While still tenuous, the rules are expected to address concerns about privacy, intellectual property, and equality associated with AI use. To ensure the safe usage of AI systems, copyright holders may expect prominent players in the space to seek their express approval before using their data to train AI models.
The rules could force the most prominent AI companies to share details of their company’s internal frameworks to prevent misuse and achieve compliance with existing EU data and privacy rules.
One key area of interest for the EU negotiators is the need to prevent anticompetitive practices in the AI space, allowing new companies to offer their services to consumers. French antitrust authorities have already raided NVIDIA’s (NASDAQ: NVDA) offices in Paris as part of investigations revolving around perceived anticompetitive moves in the AI and semiconductor space.
The U.K.’s Competition and Markets Authority has warned of the risks associated with a few companies dominating the markets, “exerting undue influence” at the “expense of innovation.”
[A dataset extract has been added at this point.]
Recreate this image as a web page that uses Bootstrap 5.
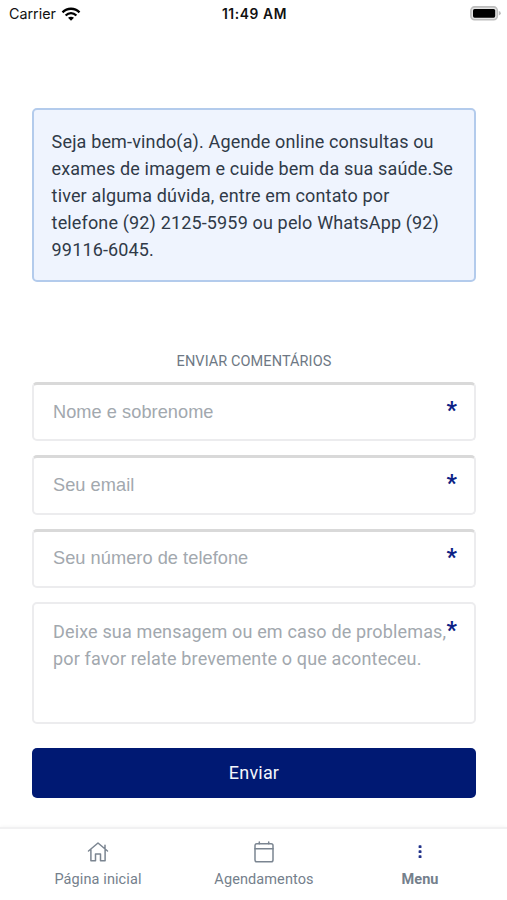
<!DOCTYPE html>
<html lang="pt-BR">
<head>
<meta charset="utf-8">
<meta name="viewport" content="width=device-width, initial-scale=1">
<title>Enviar comentários</title>
<link href="https://cdn.jsdelivr.net/npm/bootstrap@5.3.0/dist/css/bootstrap.min.css" rel="stylesheet">
<style>
  body { font-family: Roboto, sans-serif; height: 900px; overflow: hidden; }
  .status-bar { height: 28px; padding: 0 6px 0 9px; font: 14.3px/28px Inter, sans-serif; color: #111; }
  .status-bar > div { flex: 1 1 0; }
  .status-bar .status-time { flex: 0 0 auto; margin-right: 1px; font-size: 13.8px; letter-spacing: .6px; font-weight: 600; }
  .wifi { margin-left: 5px; }
  .page-body { padding: 80px 31px 0 32px; }
  .welcome { height: 174px; padding: 17.6px 18px 0 17.6px; border: 2px solid #b3cbec; border-radius: 5px; background: #eff4fe; color: #303a48; font-size: 18px; line-height: 27px; letter-spacing: .15px; white-space: nowrap; }
  .form-title { margin: 68px 0 9px; font-size: 14.5px; line-height: 23px; color: #6e7884; letter-spacing: .08px; }
  .fields { gap: 14px; }
  .field .form-control { height: 59.3px; padding: 0 19px; border: 2px solid #ececee; border-top: 3px solid #d9d9d9; border-radius: 5px; font: 18.2px/27px "Liberation Sans", sans-serif; letter-spacing: .05px; }
  .field textarea.form-control { height: 122px; padding: 14px 0 0 19px; border-top: 2px solid #ececee; resize: none; overflow: hidden; font: 18px/27px Roboto, sans-serif; letter-spacing: .15px; }
  .field .form-control::placeholder { color: #a2a8ae; opacity: 1; }
  .required-mark { right: 19px; top: 13px; font-size: 23px; line-height: 32px; font-weight: 700; color: #0b2285; }
  .btn-send { margin-top: 10px; height: 50px; border: 0; border-radius: 5px; background: #001973; color: #f4f6fb; font-size: 18px; letter-spacing: .2px; }
  .tab-bar { height: 73px; padding: 0 14px 0 15px; border-top: 2px solid #f1f1f2; box-shadow: 0 -1px 3px rgba(0,0,0,.03); }
  .tab-bar a { width: 166px; padding-top: 12px; color: #74808c; font-size: 14.5px; line-height: 20px; letter-spacing: .1px; }
  .tab-bar a:last-child { width: 146px; }
  .tab-bar svg { display: block; margin: 0 auto 7px; }
</style>
<script src="https://cdn.jsdelivr.net/npm/bootstrap@5.3.0/dist/js/bootstrap.bundle.min.js"></script>
</head>
<body class="bg-white d-flex flex-column">
<header class="status-bar d-flex align-items-center">
  <div class="d-flex align-items-center">Carrier
    <svg class="wifi" width="20" height="14" viewBox="0 0 20 14" fill="none" stroke="#000" stroke-width="2.3"><path d="M1.500 5.400C6.300.5 13.700.5 18.500 5.400M4.600 8.500c3.200-3 7.600-3 10.800 0"/><path d="M7 10.800C8.700 9.300 11.300 9.300 13 10.800L10 13.800z" fill="#000" stroke="none"/></svg>
  </div>
  <div class="status-time text-center">11:49 AM</div>
  <div class="d-flex justify-content-end">
    <svg width="31" height="16" viewBox="0 0 31 16"><rect x=".9" y=".9" width="26.400" height="12.800" rx="3.600" fill="#e4e4e4" stroke="#bdbdbd" stroke-width="1.600"/><rect x="3" y="2.900" width="22.200" height="8.800" rx="1.600"/><path d="M28.800 5.100q2 .6 2 2.200t-2 2.200z" fill="#b9b9b9"/></svg>
  </div>
</header>
<main class="page-body flex-grow-1">
  <div class="welcome">Seja bem-vindo(a). Agende online consultas ou<br>exames de imagem e cuide bem da sua saúde.Se<br>tiver alguma dúvida, entre em contato por<br>telefone (92) 2125-5959 ou pelo WhatsApp (92)<br>99116-6045.</div>
  <h1 class="form-title text-center fw-normal text-uppercase">Enviar comentários</h1>
  <form class="fields d-flex flex-column">
    <div class="field position-relative"><input class="form-control" placeholder="Nome e sobrenome"><span class="required-mark position-absolute">*</span></div>
    <div class="field position-relative"><input type="email" class="form-control" placeholder="Seu email"><span class="required-mark position-absolute">*</span></div>
    <div class="field position-relative"><input type="tel" class="form-control" placeholder="Seu número de telefone"><span class="required-mark position-absolute">*</span></div>
    <div class="field position-relative"><textarea class="form-control d-block" placeholder="Deixe sua mensagem ou em caso de problemas, por favor relate brevemente o que aconteceu."></textarea><span class="required-mark position-absolute">*</span></div>
    <button type="button" class="btn btn-send w-100">Enviar</button>
  </form>
</main>
<nav class="tab-bar d-flex bg-white">
  <a href="#" class="text-center text-decoration-none">
    <svg width="22" height="22" viewBox="0 0 22 22" fill="none" stroke="#7b8591" stroke-width="1.500" stroke-linejoin="round" stroke-linecap="round"><path d="M1.500 10 11 2l9.500 8M18 7.600V4.200M3.900 8.500V19.800H8.500V13h5v6.800h4.600V8.500"/></svg>Página inicial</a>
  <a href="#" class="text-center text-decoration-none">
    <svg width="22" height="22" viewBox="0 0 22 22" fill="none" stroke="#7b8591" stroke-width="1.500" stroke-linecap="round"><rect x="2" y="2.800" width="18" height="18" rx="1.800"/><path d="M2 7.700h18M6.300.9v1.900M15.700.9v1.900"/></svg>Agendamentos</a>
  <a href="#" class="text-center text-decoration-none fw-bold">
    <svg width="22" height="22" viewBox="0 0 22 22" fill="#22338a"><rect x="9.600" y="4.200" width="2.900" height="2.900" rx=".7"/><rect x="9.600" y="9.200" width="2.900" height="2.900" rx=".7"/><rect x="9.600" y="14.200" width="2.900" height="2.900" rx=".7"/></svg>Menu</a>
</nav>
</body>
</html>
The proposed rules are expected to be added to the EU AI Act draft that will likely come into force in 2024. In its current version, the regulations provide for the clear labeling of AI-generated content, a ban on deploying AI systems for predictive policing, and rules against discrimination.
Draft regulation triggers uproar
For consumer organizations, the AI rulebook offers sufficient protection for users. Still, for AI developers, the framework threatens the future of technology in the EU. Days after the release, several technology executives banded together to voice their displeasure against the proposal, warning of an exit of leading firms from the region.
Open-source AI was not excluded from the “harsh rules,” with the EU negotiators pushing for firms in the field to meet the same requirements. Despite its tough stance on AI and other emerging technologies, EU President Ursula von der Leyen stated that the final version will push for balanced legislation, reflecting three pillars—guardrails, governance, and guiding innovation.